*Stored data*.
::::::::::

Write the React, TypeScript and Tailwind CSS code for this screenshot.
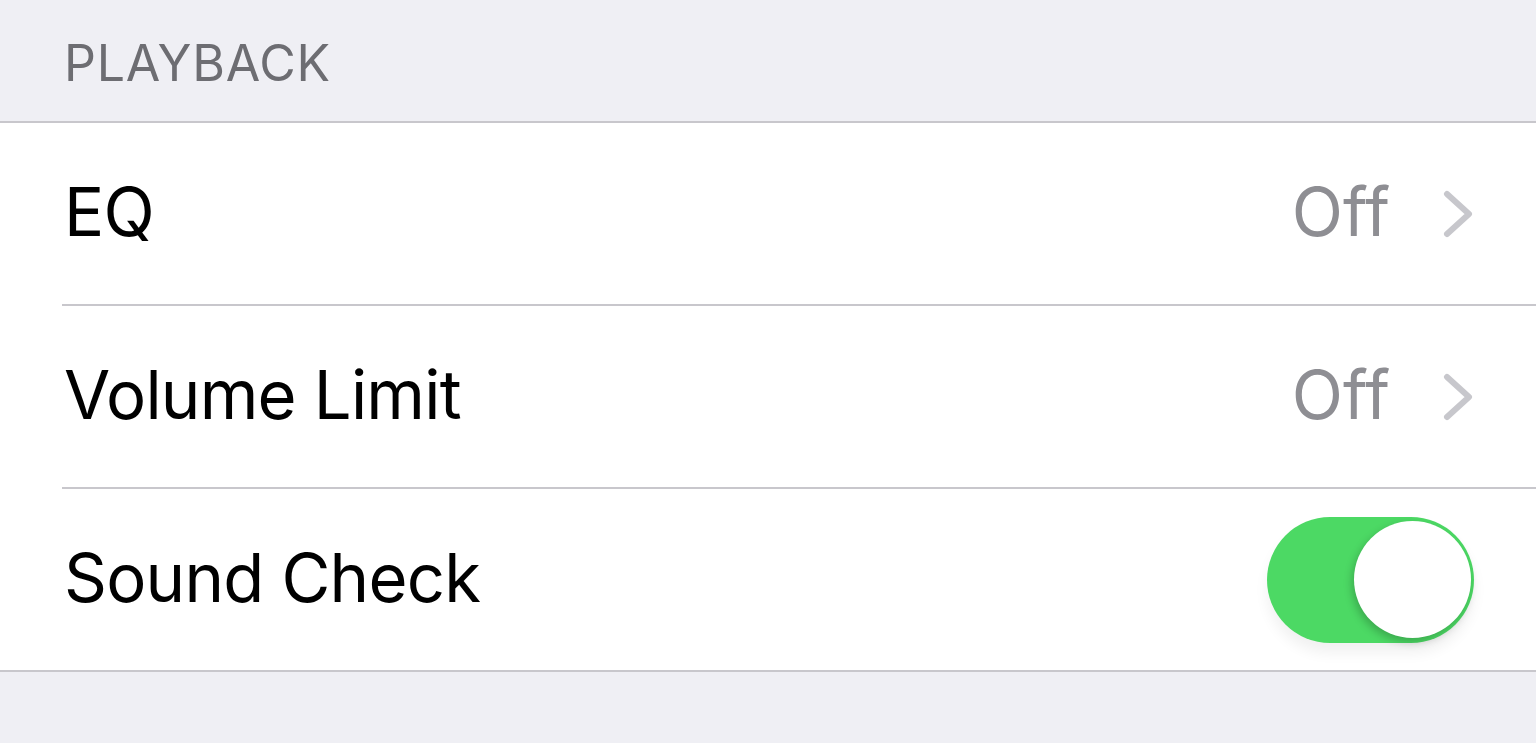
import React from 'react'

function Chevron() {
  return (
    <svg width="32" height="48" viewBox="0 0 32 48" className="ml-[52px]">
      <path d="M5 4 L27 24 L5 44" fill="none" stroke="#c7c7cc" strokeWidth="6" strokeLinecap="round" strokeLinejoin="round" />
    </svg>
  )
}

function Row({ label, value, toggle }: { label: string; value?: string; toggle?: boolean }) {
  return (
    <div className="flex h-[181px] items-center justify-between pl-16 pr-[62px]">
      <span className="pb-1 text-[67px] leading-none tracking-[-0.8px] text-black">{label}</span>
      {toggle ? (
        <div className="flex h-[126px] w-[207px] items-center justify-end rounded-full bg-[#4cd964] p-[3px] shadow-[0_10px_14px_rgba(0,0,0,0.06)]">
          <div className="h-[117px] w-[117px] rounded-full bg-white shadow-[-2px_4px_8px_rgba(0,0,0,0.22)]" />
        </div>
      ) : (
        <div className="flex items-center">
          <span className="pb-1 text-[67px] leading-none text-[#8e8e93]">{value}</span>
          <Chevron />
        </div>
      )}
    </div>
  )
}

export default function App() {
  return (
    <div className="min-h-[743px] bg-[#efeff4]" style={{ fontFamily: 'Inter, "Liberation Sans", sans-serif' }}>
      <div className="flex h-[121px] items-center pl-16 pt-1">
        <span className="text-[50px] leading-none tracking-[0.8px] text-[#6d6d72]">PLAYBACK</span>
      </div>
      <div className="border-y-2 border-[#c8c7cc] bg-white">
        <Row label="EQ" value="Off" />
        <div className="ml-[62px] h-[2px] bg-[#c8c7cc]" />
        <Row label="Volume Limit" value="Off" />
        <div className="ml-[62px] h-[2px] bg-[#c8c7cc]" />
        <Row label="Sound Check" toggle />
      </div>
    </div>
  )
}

::::::::::

*Given request*. Repeat the material exactly as it reads, without any of its pictures.

*Answer to this exercise*.
Write the React, TypeScript and Tailwind CSS code for this screenshot.
import React from 'react'

function Chevron() {
  return (
    <svg width="32" height="48" viewBox="0 0 32 48" className="ml-[52px]">
      <path d="M5 4 L27 24 L5 44" fill="none" stroke="#c7c7cc" strokeWidth="6" strokeLinecap="round" strokeLinejoin="round" />
    </svg>
  )
}

function Row({ label, value, toggle }: { label: string; value?: string; toggle?: boolean }) {
  return (
    <div className="flex h-[181px] items-center justify-between pl-16 pr-[62px]">
      <span className="pb-1 text-[67px] leading-none tracking-[-0.8px] text-black">{label}</span>
      {toggle ? (
        <div className="flex h-[126px] w-[207px] items-center justify-end rounded-full bg-[#4cd964] p-[3px] shadow-[0_10px_14px_rgba(0,0,0,0.06)]">
          <div className="h-[117px] w-[117px] rounded-full bg-white shadow-[-2px_4px_8px_rgba(0,0,0,0.22)]" />
        </div>
      ) : (
        <div className="flex items-center">
          <span className="pb-1 text-[67px] leading-none text-[#8e8e93]">{value}</span>
          <Chevron />
        </div>
      )}
    </div>
  )
}

export default function App() {
  return (
    <div className="min-h-[743px] bg-[#efeff4]" style={{ fontFamily: 'Inter, "Liberation Sans", sans-serif' }}>
      <div className="flex h-[121px] items-center pl-16 pt-1">
        <span className="text-[50px] leading-none tracking-[0.8px] text-[#6d6d72]">PLAYBACK</span>
      </div>
      <div className="border-y-2 border-[#c8c7cc] bg-white">
        <Row label="EQ" value="Off" />
        <div className="ml-[62px] h-[2px] bg-[#c8c7cc]" />
        <Row label="Volume Limit" value="Off" />
        <div className="ml-[62px] h-[2px] bg-[#c8c7cc]" />
        <Row label="Sound Check" toggle />
      </div>
    </div>
  )
}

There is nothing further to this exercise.